- Starring: Mike Rowe
- Country of origin: United States
- No. of seasons: 1
- No. of episodes: 3

Production
- Executive producers: Craig Coffman Emre Sahin Jeanne Begley Kelly McPherson Mary Sullivan Mike Rowe Miriam Leffert Sarah Wetherbee
- Production companies: Karga 7 mikeroweWORKS

Original release
- Network: Discovery Channel
- Release: September 19 – October 3, 2012

= How Booze Built America =

How Booze Built America is an American reality-documentary miniseries starring Mike Rowe.
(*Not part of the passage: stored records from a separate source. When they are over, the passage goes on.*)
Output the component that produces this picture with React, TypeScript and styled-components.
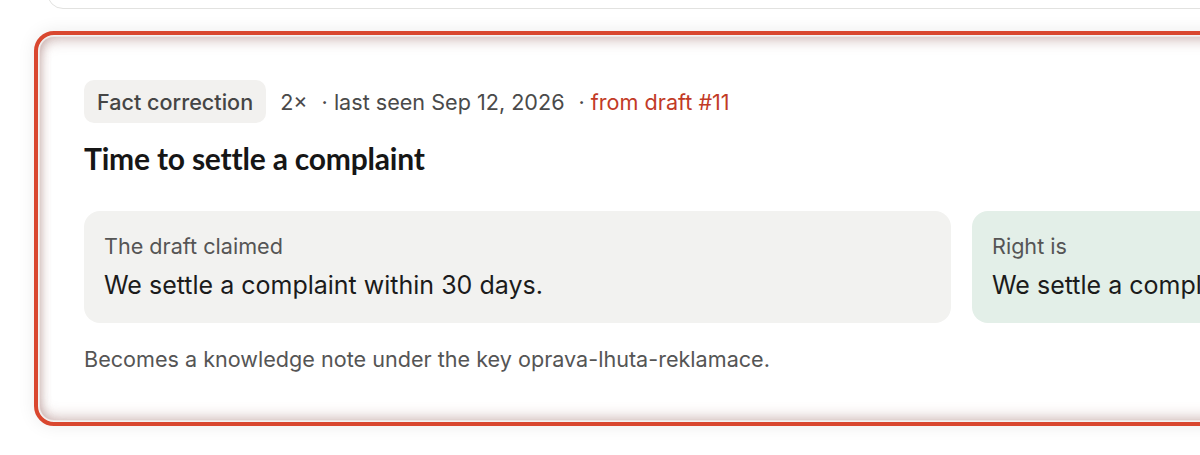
import React from 'react';
import styled, { createGlobalStyle } from 'styled-components';

const GlobalStyle = createGlobalStyle`
  html, body {
    margin: 0;
    padding: 0;
    background: #ffffff;
    overflow: hidden;
  }
  body {
    font-family: Inter, 'Noto Sans', sans-serif;
    color: #1c1c1c;
  }
`;

const Page = styled.div`
  width: 1200px;
  height: 455px;
  overflow: hidden;
`;

const List = styled.div`
  display: flex;
  flex-direction: column;
  gap: 28px;
  margin-top: -31px;
  padding-left: 40px;
`;

const PrevCard = styled.div`
  height: 40px;
  width: 1800px;
  margin-left: 7px;
  border: 1px solid #e2e2e0;
  border-radius: 16px;
  background: #fff;
  box-sizing: border-box;
`;

const Card = styled.article`
  width: 1844px;
  box-sizing: border-box;
  padding: 43px 44px 47px;
  border-radius: 14px;
  background: #fff;
  outline: 4px solid #d9472f;
  outline-offset: 2px;
  box-shadow:
    inset 0 7px 14px -4px rgba(150, 100, 95, 0.4),
    inset 0 -7px 14px -4px rgba(150, 100, 95, 0.36),
    inset 6px 0 12px -6px rgba(150, 100, 95, 0.3),
    0 0 0 1px #ece7e5,
    0 0 18px 6px rgba(0, 0, 0, 0.08);
`;

const Meta = styled.div`
  display: flex;
  align-items: center;
  gap: 14px;
  font-size: 21.6px;
  color: #4a4a4a;
`;

const Badge = styled.span`
  display: inline-flex;
  align-items: center;
  height: 43px;
  padding: 0 13px;
  border-radius: 10px;
  background: #f2f1ef;
  color: #454545;
  font-weight: 500;
`;

const MetaItem = styled.span`
  color: #4a4a4a;
`;

const DraftLink = styled.span`
  color: #c23a26;
`;

const Title = styled.h2`
  margin: 16px 0 0;
  font-family: Lato, Inter, sans-serif;
  font-size: 30px;
  line-height: 38px;
  font-weight: 700;
  letter-spacing: -0.2px;
  color: #161616;
`;

const Compare = styled.div`
  display: grid;
  grid-template-columns: 867px 867px;
  gap: 21px;
  margin-top: 34px;
`;

const Box = styled.div<{ $tone: 'draft' | 'right' }>`
  height: 112px;
  box-sizing: border-box;
  padding: 21px 20px;
  border-radius: 16px;
  background: ${(p) => (p.$tone === 'right' ? '#e3efe8' : '#f2f2f0')};
  display: flex;
  flex-direction: column;
  gap: 9px;
`;

const BoxLabel = styled.div`
  font-size: 21.6px;
  color: #555;
  line-height: 28px;
`;

const BoxValue = styled.div`
  font-size: 25px;
  color: #1b1b1b;
  line-height: 32px;
`;

const Footnote = styled.p`
  margin: 22px 0 0;
  font-size: 21.6px;
  color: #555;
  line-height: 28px;
`;

export default function App() {
  return (
    <Page>
      <GlobalStyle />
      <List>
        <PrevCard />
        <Card>
          <Meta>
            <Badge>Fact correction</Badge>
            <MetaItem>2×</MetaItem>
            <MetaItem>· last seen Sep 12, 2026</MetaItem>
            <MetaItem>
              · <DraftLink>from draft #11</DraftLink>
            </MetaItem>
          </Meta>
          <Title>Time to settle a complaint</Title>
          <Compare>
            <Box $tone="draft">
              <BoxLabel>The draft claimed</BoxLabel>
              <BoxValue>We settle a complaint within 30 days.</BoxValue>
            </Box>
            <Box $tone="right">
              <BoxLabel>Right is</BoxLabel>
              <BoxValue>We settle a complaint within 14 days.</BoxValue>
            </Box>
          </Compare>
          <Footnote>Becomes a knowledge note under the key oprava-lhuta-reklamace.</Footnote>
        </Card>
      </List>
    </Page>
  );
}
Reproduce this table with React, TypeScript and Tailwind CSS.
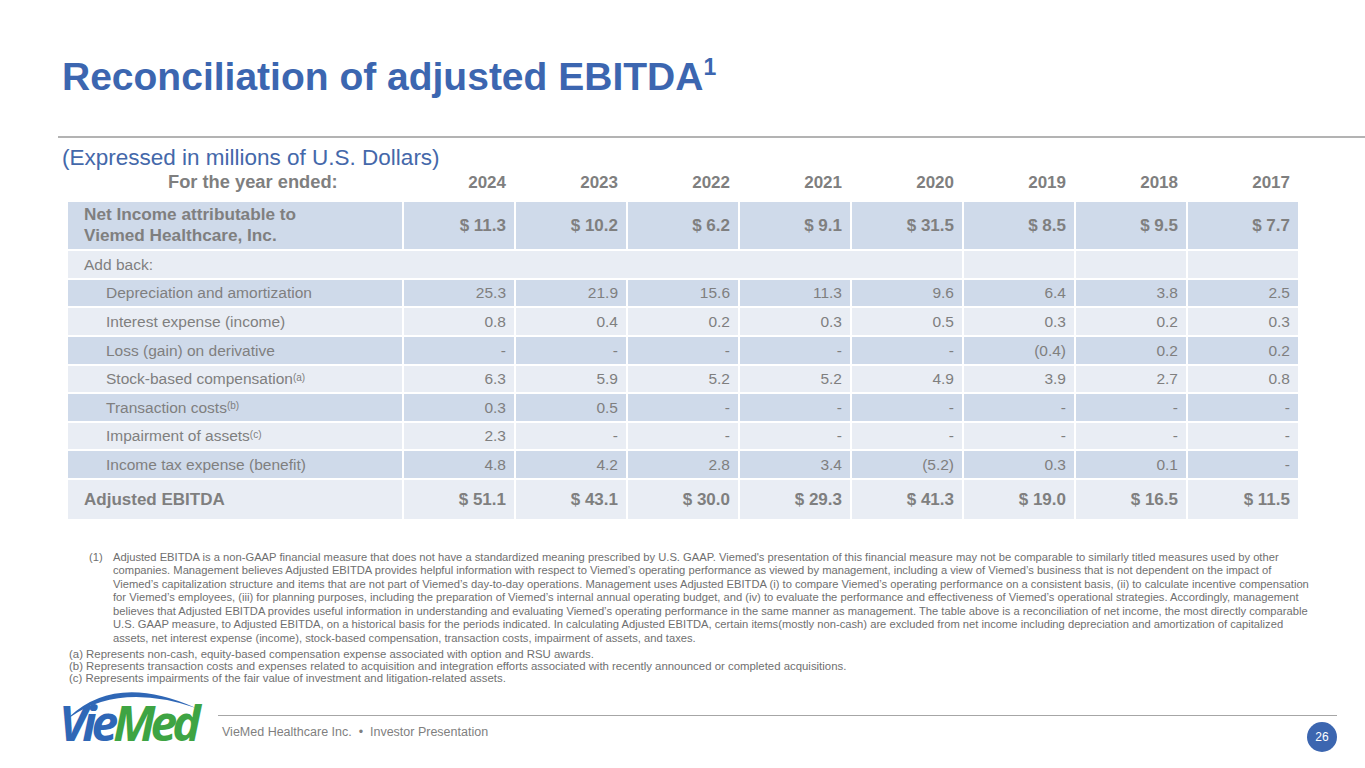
import React from "react";

const DARK = "bg-[#cfdaea]";
const LIGHT = "bg-[#e9edf4]";

type Row = { label: string; sup?: string; vals: string[]; dark: boolean };

const rows: Row[] = [
  { label: "Depreciation and amortization", vals: ["25.3", "21.9", "15.6", "11.3", "9.6", "6.4", "3.8", "2.5"], dark: true },
  { label: "Interest expense (income)", vals: ["0.8", "0.4", "0.2", "0.3", "0.5", "0.3", "0.2", "0.3"], dark: false },
  { label: "Loss (gain) on derivative", vals: ["-", "-", "-", "-", "-", "(0.4)", "0.2", "0.2"], dark: true },
  { label: "Stock-based compensation", sup: "(a)", vals: ["6.3", "5.9", "5.2", "5.2", "4.9", "3.9", "2.7", "0.8"], dark: false },
  { label: "Transaction costs", sup: "(b)", vals: ["0.3", "0.5", "-", "-", "-", "-", "-", "-"], dark: true },
  { label: "Impairment of assets", sup: "(c)", vals: ["2.3", "-", "-", "-", "-", "-", "-", "-"], dark: false },
  { label: "Income tax expense (benefit)", vals: ["4.8", "4.2", "2.8", "3.4", "(5.2)", "0.3", "0.1", "-"], dark: true },
];

const years = ["2024", "2023", "2022", "2021", "2020", "2019", "2018", "2017"];
const netIncome = ["$ 11.3", "$ 10.2", "$ 6.2", "$ 9.1", "$ 31.5", "$ 8.5", "$ 9.5", "$ 7.7"];
const adjusted = ["$ 51.1", "$ 43.1", "$ 30.0", "$ 29.3", "$ 41.3", "$ 19.0", "$ 16.5", "$ 11.5"];

const note1 = [
  "Adjusted EBITDA is a non-GAAP financial measure that does not have a standardized meaning prescribed by U.S. GAAP. Viemed's presentation of this financial measure may not be comparable to similarly titled measures used by other",
  "companies. Management believes Adjusted EBITDA provides helpful information with respect to Viemed’s operating performance as viewed by management, including a view of Viemed’s business that is not dependent on the impact of",
  "Viemed’s capitalization structure and items that are not part of Viemed’s day-to-day operations. Management uses Adjusted EBITDA (i) to compare Viemed’s operating performance on a consistent basis, (ii) to calculate incentive compensation",
  "for Viemed’s employees, (iii) for planning purposes, including the preparation of Viemed’s internal annual operating budget, and (iv) to evaluate the performance and effectiveness of Viemed’s operational strategies. Accordingly, management",
  "believes that Adjusted EBITDA provides useful information in understanding and evaluating Viemed’s operating performance in the same manner as management. The table above is a reconciliation of net income, the most directly comparable",
  "U.S. GAAP measure, to Adjusted EBITDA, on a historical basis for the periods indicated. In calculating Adjusted EBITDA, certain items(mostly non-cash) are excluded from net income including depreciation and amortization of capitalized",
  "assets, net interest expense (income), stock-based compensation, transaction costs, impairment of assets, and taxes.",
];

const notesAbc = [
  "(a) Represents non-cash, equity-based compensation expense associated with option and RSU awards.",
  "(b) Represents transaction costs and expenses related to acquisition and integration efforts associated with recently announced or completed acquisitions.",
  "(c) Represents impairments of the fair value of investment and litigation-related assets.",
];

function Logo() {
  return (
    <div className="relative w-[142px] h-[62px]">
      <svg className="absolute left-0 top-0" width="142" height="30" viewBox="0 0 142 30">
        <path d="M7 34 Q55 -16 138 21 Q58 -6 7 34 Z" fill="#2f67b6" />
      </svg>
      <div
        className="absolute left-[1px] top-[12px] whitespace-nowrap italic font-bold text-[48px] leading-none tracking-[-5px]"
        style={{ fontFamily: '"Open Sans", "Liberation Sans", sans-serif' }}
      >
        <span className="text-[#2f67b6]">Vie</span>
        <span className="text-[#3ea443]">Med</span>
      </div>
    </div>
  );
}

export default function App() {
  return (
    <div
      className="w-[1365px] h-[768px] bg-white overflow-hidden flex flex-col text-[#7f7f7f]"
      style={{ fontFamily: '"Liberation Sans", Arial, sans-serif' }}
    >
      <h1 className="ml-[62px] mt-[57px] text-[39px] leading-none font-bold text-[#3c66b0] whitespace-nowrap">
        Reconciliation of adjusted EBITDA
        <sup className="text-[23px] relative top-[-15px] align-baseline">1</sup>
      </h1>
      <div className="ml-[58px] mt-[40px] h-[2px] bg-[#b3b3b3]" />
      <div className="ml-[62px] mt-[9px] text-[22.5px] leading-none text-[#4468aa] whitespace-nowrap">
        (Expressed in millions of U.S. Dollars)
      </div>

      {/* header */}
      <div className="ml-[68px] mt-[3px] grid grid-cols-[334px_repeat(8,110px)] gap-x-[2px] text-[17px] leading-none font-bold items-end">
        <div className="pl-[100px] text-[18.3px]">For the year ended:</div>
        {years.map((y) => (
          <div key={y} className="text-right pr-[8px]">
            {y}
          </div>
        ))}
      </div>

      {/* table */}
      <div className="ml-[68px] mt-[11px] grid grid-cols-[334px_repeat(8,110px)] grid-rows-[47px_27px_repeat(7,26.6px)_39px] gap-[2px] text-[15.5px]">
        <div className={`${DARK} pl-[16px] flex flex-col justify-center font-bold text-[17.2px] leading-[21.5px] whitespace-nowrap`}>
          <div>Net Income attributable to</div>
          <div>Viemed Healthcare, Inc.</div>
        </div>
        {netIncome.map((v, i) => (
          <div key={i} className={`${DARK} flex items-center justify-end pr-[8px] font-bold text-[17px]`}>
            {v}
          </div>
        ))}

        <div className={`${LIGHT} col-span-6 pl-[16px] flex items-center`}>Add back:</div>
        <div className={LIGHT} />
        <div className={LIGHT} />
        <div className={LIGHT} />

        {rows.map((r) => (
          <React.Fragment key={r.label}>
            <div className={`${r.dark ? DARK : LIGHT} pl-[38px] flex items-center whitespace-nowrap`}>
              {r.label}
              {r.sup && <sup className="text-[10px] relative top-[-1px]">{r.sup}</sup>}
            </div>
            {r.vals.map((v, i) => (
              <div key={i} className={`${r.dark ? DARK : LIGHT} flex items-center justify-end pr-[8px]`}>
                {v}
              </div>
            ))}
          </React.Fragment>
        ))}

        <div className={`${LIGHT} pl-[16px] flex items-center font-bold text-[17px]`}>Adjusted EBITDA</div>
        {adjusted.map((v, i) => (
          <div key={i} className={`${LIGHT} flex items-center justify-end pr-[8px] font-bold text-[17px]`}>
            {v}
          </div>
        ))}
      </div>

      {/* footnotes */}
      <div className="mt-[32px] text-[#6f6f6f] whitespace-nowrap">
        <div className="flex ml-[89px] leading-[13.5px] text-[11.2px]">
          <div className="w-[24px]">(1)</div>
          <div>
            {note1.map((l, i) => (
              <div key={i}>{l}</div>
            ))}
          </div>
        </div>
        <div className="ml-[69px] mt-[3px] leading-[12px] text-[11.4px]">
          {notesAbc.map((l, i) => (
            <div key={i}>{l}</div>
          ))}
        </div>
      </div>

      {/* footer */}
      <div className="mt-auto mb-[16px] flex pl-[58px] pr-[28px]">
        <Logo />
        <div className="ml-[18px] flex-1 mt-[28px]">
          <div className="h-[1px] bg-[#a6a6a6]" />
          <div className="flex justify-between">
            <div className="mt-[10px] pl-[4px] text-[12.5px] leading-none text-[#7f7f7f] whitespace-nowrap">
              VieMed Healthcare Inc. &nbsp;•&nbsp; Investor Presentation
            </div>
            <div className="mt-[6px] w-[30px] h-[30px] rounded-full bg-[#3c66b0] text-white text-[12px] flex items-center justify-center">
              26
            </div>
          </div>
        </div>
      </div>
    </div>
  );
}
The miniseries premiered on the Discovery Channel on September 19, 2012. In each episode, Rowe travels around the United States discussing how alcoholic beverages affected periods throughout American history.

==Episodes==

| No. | Title | Original release date | U.S. viewers (millions) |
| 1 | "America's Revolution" | September 19, 2012 | 0.91 |
Mike Rowe discusses the Pilgrim's beer supply, the Boston Tea Party, and the battles of Lexington and Concord.
| 2 | "Westward, Ho!" | September 26, 2012 | 0.94 |
Mike Rowe discusses alcohol's influence on westward expansion, including mountain men, Johnny Appleseed, and the OK Corral.
| 3 | "To the Moon!" | October 3, 2012 | 0.62 |
Mike Rowe discusses how prohibition assisted codebreakers, NASCAR and the space race.